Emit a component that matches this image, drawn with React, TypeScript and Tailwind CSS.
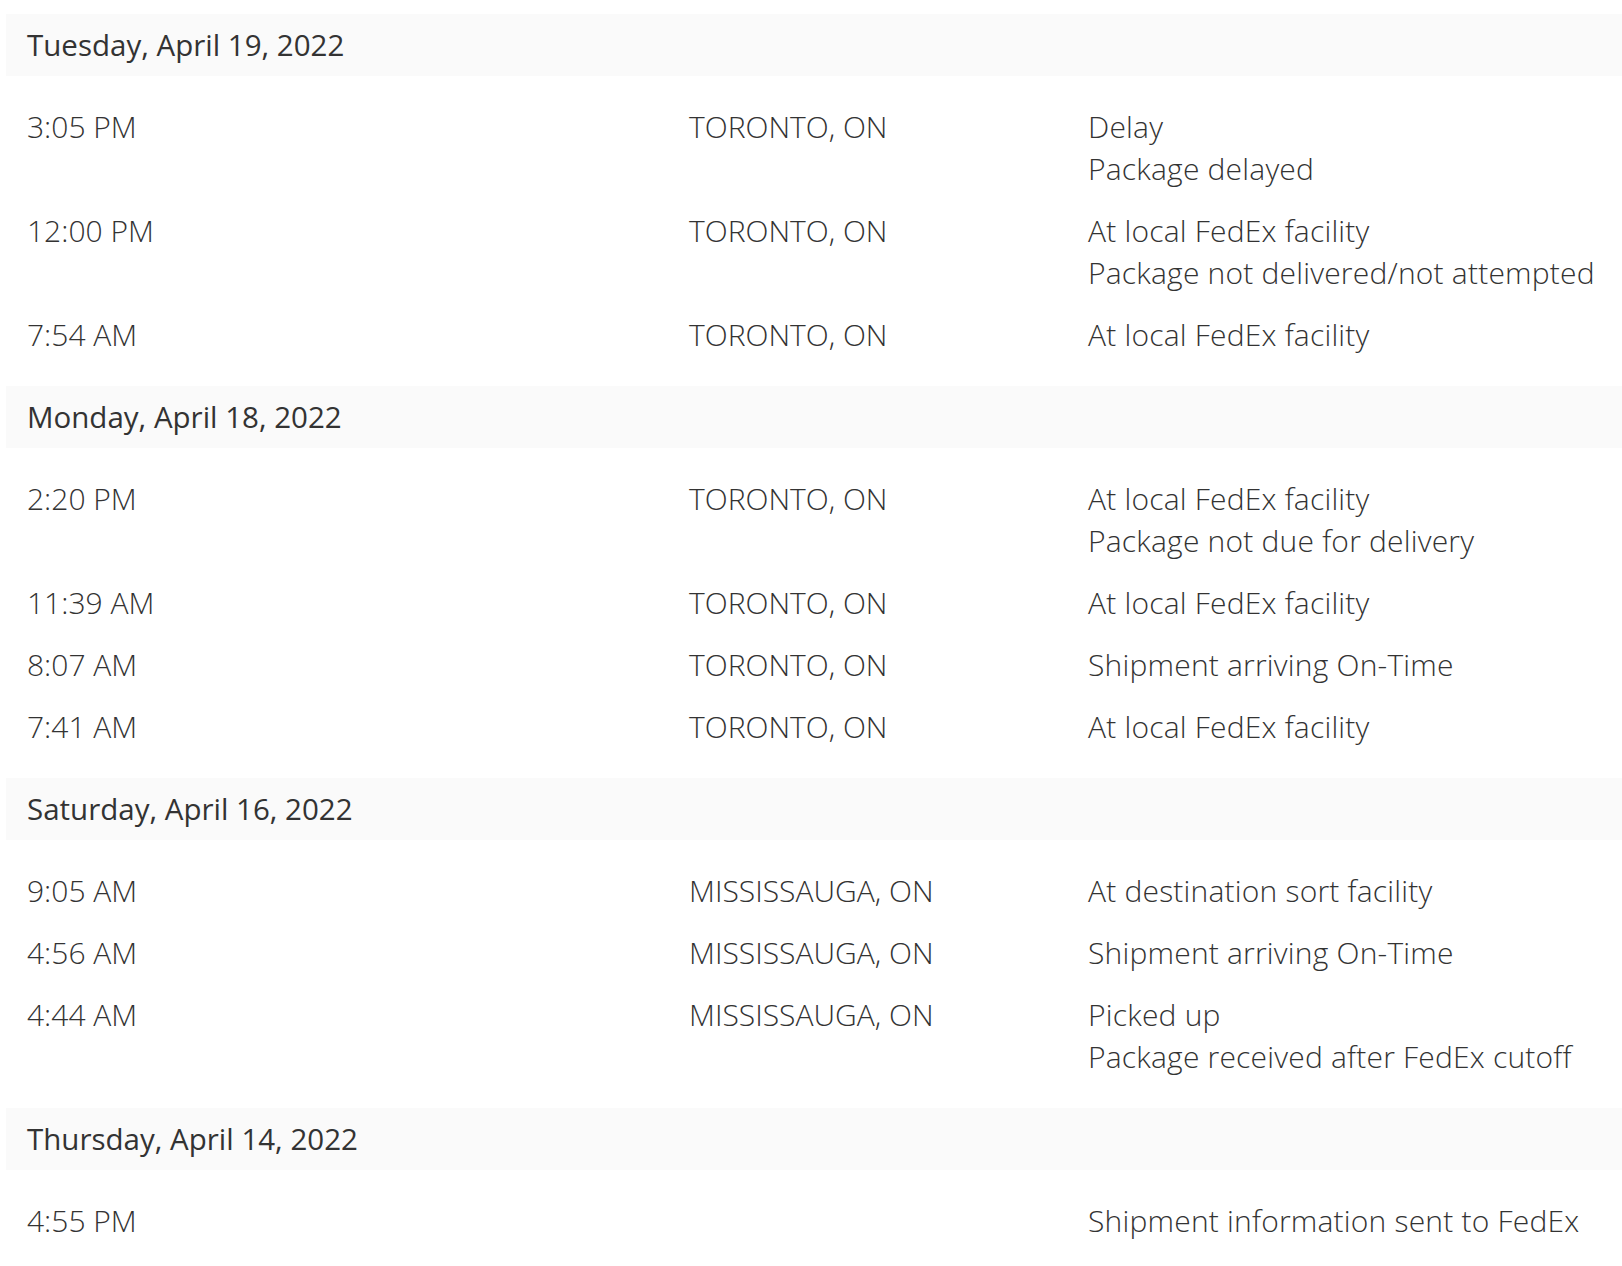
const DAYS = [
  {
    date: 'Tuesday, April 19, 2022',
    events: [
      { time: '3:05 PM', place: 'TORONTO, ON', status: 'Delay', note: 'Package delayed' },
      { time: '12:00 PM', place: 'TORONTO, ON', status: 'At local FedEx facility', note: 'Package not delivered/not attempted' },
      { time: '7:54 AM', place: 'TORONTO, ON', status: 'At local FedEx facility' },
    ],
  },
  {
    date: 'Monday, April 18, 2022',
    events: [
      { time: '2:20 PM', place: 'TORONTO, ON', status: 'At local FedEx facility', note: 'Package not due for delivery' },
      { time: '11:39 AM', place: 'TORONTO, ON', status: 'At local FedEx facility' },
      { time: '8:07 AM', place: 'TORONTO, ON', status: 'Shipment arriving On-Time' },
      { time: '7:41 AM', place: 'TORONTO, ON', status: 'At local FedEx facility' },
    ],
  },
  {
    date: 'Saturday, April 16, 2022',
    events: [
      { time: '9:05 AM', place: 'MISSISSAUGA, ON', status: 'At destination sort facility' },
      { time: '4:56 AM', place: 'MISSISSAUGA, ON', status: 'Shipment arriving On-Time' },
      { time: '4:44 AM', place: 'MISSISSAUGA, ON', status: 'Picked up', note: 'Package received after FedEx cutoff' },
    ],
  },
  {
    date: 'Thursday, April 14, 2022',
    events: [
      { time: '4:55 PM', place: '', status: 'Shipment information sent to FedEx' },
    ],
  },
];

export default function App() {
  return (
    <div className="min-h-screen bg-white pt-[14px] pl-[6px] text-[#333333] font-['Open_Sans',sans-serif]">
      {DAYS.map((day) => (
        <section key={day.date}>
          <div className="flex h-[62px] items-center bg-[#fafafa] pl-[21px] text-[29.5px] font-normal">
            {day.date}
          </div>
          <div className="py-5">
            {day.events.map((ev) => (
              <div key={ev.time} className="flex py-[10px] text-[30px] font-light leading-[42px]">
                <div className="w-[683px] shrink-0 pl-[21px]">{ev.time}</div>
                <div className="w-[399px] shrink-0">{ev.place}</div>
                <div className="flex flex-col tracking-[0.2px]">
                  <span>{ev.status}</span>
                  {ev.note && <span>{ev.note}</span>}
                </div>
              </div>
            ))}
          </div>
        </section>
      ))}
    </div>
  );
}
--
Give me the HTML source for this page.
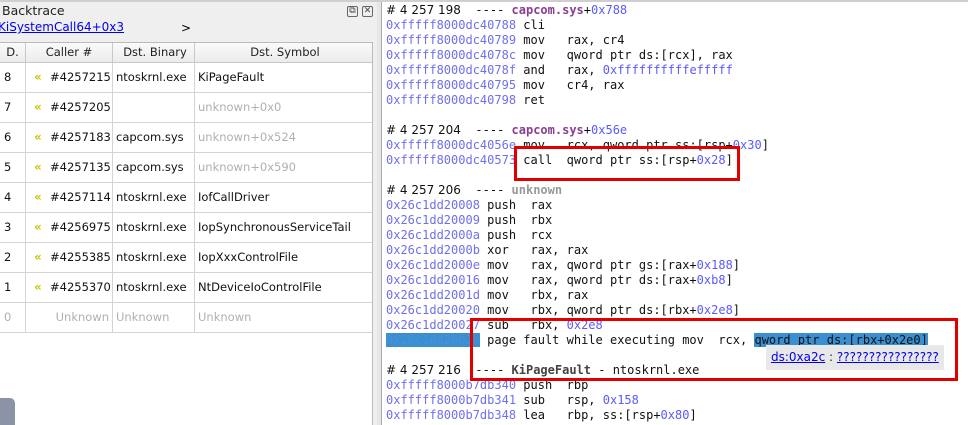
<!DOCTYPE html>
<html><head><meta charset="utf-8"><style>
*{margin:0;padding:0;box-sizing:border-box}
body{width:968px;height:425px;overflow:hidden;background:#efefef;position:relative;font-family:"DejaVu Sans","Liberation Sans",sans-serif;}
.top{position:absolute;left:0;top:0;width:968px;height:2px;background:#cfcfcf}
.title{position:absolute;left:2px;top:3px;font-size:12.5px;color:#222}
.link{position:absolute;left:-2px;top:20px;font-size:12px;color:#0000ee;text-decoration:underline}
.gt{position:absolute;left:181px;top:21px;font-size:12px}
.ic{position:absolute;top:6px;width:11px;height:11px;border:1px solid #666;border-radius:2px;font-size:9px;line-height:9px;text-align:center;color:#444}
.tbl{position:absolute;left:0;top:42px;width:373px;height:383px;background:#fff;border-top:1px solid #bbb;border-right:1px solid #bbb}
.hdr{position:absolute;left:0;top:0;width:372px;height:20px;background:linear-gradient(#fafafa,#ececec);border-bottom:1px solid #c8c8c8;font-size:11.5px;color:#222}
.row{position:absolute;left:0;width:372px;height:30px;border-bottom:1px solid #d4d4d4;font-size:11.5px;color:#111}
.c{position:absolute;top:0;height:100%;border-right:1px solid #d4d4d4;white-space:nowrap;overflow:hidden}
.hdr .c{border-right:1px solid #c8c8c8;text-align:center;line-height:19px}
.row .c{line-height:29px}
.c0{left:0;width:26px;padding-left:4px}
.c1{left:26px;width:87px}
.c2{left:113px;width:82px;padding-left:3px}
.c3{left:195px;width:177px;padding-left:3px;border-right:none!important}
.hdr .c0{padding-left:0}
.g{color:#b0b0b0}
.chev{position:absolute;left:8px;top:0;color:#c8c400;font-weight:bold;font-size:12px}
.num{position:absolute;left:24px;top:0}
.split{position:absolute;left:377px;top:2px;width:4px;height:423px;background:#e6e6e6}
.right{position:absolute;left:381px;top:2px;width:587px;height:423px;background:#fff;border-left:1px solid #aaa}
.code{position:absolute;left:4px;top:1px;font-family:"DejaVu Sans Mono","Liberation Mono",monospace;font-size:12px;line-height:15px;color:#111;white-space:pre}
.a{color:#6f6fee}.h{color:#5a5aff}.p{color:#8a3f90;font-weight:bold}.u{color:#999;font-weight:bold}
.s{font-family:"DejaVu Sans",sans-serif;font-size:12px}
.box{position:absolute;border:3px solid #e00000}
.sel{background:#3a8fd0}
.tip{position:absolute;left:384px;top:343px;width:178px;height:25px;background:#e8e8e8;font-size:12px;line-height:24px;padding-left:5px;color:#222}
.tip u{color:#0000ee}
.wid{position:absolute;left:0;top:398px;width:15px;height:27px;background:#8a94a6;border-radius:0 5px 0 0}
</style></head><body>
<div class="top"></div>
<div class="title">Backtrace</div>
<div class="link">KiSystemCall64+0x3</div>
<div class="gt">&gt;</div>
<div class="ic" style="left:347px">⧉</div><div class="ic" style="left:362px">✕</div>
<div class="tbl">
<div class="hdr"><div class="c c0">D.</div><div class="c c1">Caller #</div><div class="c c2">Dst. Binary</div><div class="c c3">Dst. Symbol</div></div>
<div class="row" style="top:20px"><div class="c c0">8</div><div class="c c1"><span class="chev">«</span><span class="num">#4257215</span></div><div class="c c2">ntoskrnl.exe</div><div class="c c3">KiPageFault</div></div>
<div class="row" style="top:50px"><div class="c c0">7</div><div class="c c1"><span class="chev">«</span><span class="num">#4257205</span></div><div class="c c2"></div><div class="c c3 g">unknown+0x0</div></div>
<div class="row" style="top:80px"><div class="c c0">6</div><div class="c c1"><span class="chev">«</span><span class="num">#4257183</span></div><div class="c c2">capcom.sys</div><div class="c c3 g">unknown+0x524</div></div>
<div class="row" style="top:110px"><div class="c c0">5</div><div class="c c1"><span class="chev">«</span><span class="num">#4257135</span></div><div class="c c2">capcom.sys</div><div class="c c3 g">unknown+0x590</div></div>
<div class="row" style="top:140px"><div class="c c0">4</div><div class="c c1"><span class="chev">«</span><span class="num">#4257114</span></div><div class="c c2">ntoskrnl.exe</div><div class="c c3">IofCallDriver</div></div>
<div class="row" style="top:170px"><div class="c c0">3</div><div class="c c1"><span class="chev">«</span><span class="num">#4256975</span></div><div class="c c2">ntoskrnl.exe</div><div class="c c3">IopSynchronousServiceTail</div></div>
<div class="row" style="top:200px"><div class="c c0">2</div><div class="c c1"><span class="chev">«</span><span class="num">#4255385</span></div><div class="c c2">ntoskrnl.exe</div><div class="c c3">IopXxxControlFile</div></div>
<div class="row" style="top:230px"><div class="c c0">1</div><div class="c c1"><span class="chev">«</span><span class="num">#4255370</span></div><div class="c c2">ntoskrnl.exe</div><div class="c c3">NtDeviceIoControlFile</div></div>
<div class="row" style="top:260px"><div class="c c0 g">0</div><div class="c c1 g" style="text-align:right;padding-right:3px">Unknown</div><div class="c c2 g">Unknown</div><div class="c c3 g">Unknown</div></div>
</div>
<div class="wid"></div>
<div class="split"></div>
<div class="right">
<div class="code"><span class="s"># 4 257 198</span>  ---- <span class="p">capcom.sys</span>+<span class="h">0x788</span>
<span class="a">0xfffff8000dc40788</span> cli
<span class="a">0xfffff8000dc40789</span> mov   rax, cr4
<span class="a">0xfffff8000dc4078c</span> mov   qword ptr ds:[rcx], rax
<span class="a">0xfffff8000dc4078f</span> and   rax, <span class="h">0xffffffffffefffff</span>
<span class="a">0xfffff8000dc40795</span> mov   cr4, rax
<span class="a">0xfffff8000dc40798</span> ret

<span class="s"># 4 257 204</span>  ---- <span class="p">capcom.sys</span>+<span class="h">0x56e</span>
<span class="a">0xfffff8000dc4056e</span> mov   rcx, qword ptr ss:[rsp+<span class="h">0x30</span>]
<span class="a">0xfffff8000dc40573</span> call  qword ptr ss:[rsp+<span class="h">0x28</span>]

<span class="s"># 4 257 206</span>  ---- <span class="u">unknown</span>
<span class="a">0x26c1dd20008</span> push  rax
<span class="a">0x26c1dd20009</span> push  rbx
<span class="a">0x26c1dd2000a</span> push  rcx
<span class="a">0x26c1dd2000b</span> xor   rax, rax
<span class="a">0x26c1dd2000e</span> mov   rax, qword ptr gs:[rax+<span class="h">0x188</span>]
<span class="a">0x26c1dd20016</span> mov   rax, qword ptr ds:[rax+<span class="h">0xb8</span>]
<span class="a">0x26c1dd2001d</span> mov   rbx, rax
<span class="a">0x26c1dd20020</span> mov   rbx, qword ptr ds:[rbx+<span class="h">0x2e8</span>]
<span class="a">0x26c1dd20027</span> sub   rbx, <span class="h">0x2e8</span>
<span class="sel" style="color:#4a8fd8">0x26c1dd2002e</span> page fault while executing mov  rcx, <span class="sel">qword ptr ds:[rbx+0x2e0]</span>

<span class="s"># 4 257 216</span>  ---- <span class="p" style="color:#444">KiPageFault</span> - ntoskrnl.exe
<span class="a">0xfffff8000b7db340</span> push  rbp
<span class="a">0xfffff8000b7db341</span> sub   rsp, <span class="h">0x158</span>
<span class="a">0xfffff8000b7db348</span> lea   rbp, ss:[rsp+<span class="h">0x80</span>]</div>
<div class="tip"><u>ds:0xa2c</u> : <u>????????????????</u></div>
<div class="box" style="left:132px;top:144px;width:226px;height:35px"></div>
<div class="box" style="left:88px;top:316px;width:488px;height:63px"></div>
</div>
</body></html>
...
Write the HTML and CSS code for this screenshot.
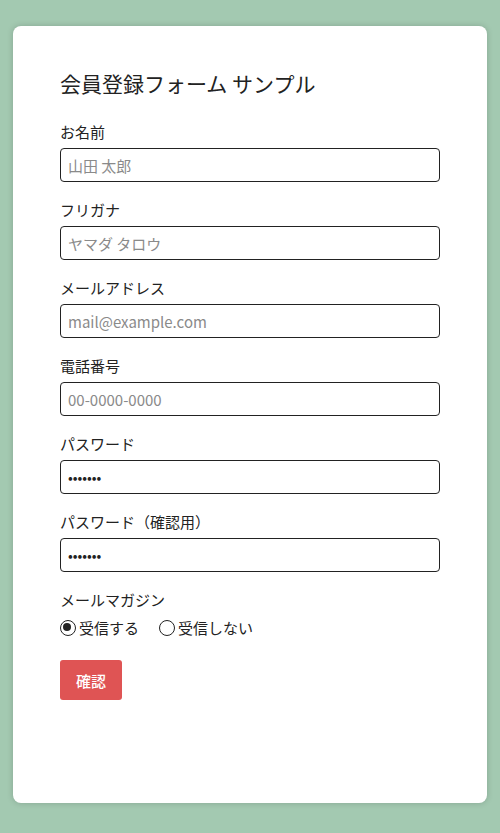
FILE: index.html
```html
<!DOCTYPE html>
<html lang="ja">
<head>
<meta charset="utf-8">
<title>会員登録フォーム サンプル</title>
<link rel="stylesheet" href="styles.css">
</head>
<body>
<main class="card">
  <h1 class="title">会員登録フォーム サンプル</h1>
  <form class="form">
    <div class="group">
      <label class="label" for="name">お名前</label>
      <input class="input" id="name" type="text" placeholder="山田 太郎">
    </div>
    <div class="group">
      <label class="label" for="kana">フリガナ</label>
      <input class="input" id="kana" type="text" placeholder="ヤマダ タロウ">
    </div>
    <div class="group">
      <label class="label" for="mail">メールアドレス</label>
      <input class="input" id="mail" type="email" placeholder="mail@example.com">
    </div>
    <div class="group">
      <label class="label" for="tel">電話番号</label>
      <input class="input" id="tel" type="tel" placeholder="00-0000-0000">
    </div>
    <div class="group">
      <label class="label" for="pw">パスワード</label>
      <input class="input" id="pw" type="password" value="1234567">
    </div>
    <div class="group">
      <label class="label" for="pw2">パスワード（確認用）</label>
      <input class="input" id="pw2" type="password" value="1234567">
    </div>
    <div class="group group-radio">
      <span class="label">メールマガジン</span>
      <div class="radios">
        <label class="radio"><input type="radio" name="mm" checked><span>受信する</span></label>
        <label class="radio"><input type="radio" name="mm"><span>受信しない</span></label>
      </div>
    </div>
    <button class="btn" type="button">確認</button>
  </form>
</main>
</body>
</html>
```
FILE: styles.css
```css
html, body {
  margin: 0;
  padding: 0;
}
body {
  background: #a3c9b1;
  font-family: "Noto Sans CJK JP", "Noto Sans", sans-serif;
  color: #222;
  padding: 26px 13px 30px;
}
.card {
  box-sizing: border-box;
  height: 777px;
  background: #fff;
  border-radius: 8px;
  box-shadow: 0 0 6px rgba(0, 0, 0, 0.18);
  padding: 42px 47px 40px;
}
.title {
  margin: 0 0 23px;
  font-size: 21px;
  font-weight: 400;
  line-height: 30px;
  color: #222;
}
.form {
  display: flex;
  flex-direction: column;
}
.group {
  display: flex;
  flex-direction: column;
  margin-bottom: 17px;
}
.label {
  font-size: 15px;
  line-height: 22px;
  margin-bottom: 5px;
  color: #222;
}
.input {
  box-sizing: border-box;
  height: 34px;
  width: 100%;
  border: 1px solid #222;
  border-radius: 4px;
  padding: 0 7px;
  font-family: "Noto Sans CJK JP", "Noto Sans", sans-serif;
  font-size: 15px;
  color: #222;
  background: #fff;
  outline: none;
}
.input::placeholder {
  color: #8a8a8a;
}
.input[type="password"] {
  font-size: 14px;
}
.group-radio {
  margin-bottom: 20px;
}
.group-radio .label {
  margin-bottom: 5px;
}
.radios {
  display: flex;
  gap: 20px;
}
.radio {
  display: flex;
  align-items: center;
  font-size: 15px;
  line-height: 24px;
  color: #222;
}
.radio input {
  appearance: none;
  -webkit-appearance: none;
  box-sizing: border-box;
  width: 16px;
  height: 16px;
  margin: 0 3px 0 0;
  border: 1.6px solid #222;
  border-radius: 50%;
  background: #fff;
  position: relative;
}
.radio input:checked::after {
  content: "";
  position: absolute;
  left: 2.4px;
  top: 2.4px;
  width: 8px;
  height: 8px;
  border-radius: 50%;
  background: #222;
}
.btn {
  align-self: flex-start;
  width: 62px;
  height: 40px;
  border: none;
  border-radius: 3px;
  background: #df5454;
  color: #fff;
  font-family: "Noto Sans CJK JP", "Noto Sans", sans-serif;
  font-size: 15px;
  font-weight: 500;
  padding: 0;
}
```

Set problem: The lines above form a set of records; determine how many of them contain the string "code" and give that number alone.

Complete response: 3